**Aim of the exercise**
Reproduce exactly and only the lines running from the one with "What React, TypeScript" through the one with "Plus, X, ChevronDown", both end lines included.

**Entries**
* * *

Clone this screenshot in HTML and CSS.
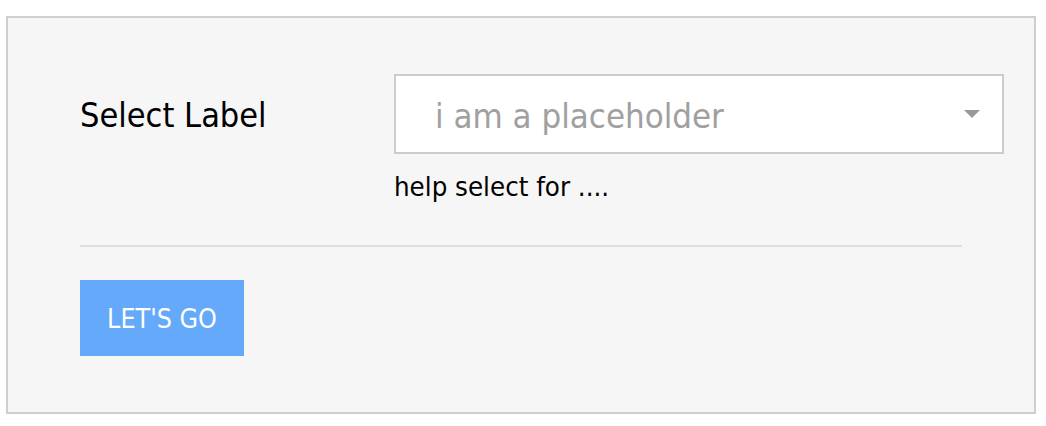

* * *

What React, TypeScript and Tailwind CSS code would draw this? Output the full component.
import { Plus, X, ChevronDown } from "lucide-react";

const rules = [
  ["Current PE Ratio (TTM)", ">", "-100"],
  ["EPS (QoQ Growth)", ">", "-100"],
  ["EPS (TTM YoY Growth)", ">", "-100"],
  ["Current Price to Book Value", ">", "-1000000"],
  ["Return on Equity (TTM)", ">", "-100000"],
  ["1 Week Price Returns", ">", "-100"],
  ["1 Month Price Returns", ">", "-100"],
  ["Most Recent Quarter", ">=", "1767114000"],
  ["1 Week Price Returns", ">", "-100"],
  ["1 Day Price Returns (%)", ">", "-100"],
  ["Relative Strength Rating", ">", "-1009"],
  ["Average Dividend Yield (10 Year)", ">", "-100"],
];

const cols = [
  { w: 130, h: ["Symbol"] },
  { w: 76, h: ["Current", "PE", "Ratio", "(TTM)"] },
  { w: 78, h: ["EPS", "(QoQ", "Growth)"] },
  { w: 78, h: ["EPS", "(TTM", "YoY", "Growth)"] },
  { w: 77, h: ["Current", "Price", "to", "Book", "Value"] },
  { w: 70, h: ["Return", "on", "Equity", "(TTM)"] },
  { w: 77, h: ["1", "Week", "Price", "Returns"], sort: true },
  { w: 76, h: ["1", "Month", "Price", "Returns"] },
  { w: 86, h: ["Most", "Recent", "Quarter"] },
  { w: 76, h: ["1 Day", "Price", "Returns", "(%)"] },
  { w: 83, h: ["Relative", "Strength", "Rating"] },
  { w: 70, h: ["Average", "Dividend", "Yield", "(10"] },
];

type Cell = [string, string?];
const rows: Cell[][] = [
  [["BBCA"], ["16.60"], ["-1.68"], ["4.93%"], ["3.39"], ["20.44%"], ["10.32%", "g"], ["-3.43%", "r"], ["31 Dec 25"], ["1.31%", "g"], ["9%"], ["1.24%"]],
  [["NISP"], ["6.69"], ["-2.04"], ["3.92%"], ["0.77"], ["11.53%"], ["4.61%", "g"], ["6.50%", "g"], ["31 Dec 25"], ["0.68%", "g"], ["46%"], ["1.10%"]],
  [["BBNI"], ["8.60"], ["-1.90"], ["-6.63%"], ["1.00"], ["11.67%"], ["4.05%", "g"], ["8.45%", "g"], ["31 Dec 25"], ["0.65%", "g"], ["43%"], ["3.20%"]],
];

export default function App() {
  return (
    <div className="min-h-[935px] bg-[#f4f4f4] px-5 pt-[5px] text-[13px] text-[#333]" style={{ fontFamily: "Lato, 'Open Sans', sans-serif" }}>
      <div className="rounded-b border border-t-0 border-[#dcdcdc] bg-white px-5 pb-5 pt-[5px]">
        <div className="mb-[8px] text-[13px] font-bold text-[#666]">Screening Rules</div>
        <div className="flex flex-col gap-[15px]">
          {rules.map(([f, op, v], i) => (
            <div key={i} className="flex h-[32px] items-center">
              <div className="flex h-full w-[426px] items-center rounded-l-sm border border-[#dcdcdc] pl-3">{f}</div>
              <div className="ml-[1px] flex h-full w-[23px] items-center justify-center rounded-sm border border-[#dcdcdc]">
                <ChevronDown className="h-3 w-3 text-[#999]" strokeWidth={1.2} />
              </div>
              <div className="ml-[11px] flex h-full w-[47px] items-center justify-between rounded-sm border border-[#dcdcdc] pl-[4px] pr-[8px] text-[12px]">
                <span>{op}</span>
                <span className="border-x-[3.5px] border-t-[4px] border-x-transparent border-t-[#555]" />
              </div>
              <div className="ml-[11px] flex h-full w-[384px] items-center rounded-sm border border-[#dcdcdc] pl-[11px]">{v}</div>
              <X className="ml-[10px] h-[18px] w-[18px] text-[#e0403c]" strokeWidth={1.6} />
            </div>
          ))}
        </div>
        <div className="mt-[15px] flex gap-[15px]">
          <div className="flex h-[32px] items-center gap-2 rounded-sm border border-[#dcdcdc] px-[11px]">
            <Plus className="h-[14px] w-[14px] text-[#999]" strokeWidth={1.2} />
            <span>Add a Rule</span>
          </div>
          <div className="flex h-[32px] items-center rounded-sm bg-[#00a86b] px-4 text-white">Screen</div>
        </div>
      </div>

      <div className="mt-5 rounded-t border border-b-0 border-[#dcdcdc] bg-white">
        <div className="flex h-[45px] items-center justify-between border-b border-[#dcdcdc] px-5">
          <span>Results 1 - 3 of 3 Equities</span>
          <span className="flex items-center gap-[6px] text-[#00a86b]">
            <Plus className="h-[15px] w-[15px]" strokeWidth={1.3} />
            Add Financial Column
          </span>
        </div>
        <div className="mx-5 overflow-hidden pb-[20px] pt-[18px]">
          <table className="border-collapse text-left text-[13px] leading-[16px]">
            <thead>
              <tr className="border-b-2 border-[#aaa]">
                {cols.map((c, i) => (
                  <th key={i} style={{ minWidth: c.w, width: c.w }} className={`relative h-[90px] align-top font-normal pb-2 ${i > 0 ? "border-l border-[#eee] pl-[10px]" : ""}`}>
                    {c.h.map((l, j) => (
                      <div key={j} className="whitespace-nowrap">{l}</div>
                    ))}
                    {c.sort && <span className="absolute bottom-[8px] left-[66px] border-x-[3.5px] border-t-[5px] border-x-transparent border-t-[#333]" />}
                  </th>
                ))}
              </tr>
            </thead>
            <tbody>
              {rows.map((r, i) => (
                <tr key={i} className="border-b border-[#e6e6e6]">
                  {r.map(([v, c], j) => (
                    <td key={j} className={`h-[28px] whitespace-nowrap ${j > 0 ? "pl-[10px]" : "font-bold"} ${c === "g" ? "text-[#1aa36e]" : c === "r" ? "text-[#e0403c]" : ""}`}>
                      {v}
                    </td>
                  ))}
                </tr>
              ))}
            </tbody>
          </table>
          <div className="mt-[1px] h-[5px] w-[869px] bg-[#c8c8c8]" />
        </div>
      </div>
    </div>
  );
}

* * *

**Task answer**
What React, TypeScript and Tailwind CSS code would draw this? Output the full component.
import { Plus, X, ChevronDown } from "lucide-react";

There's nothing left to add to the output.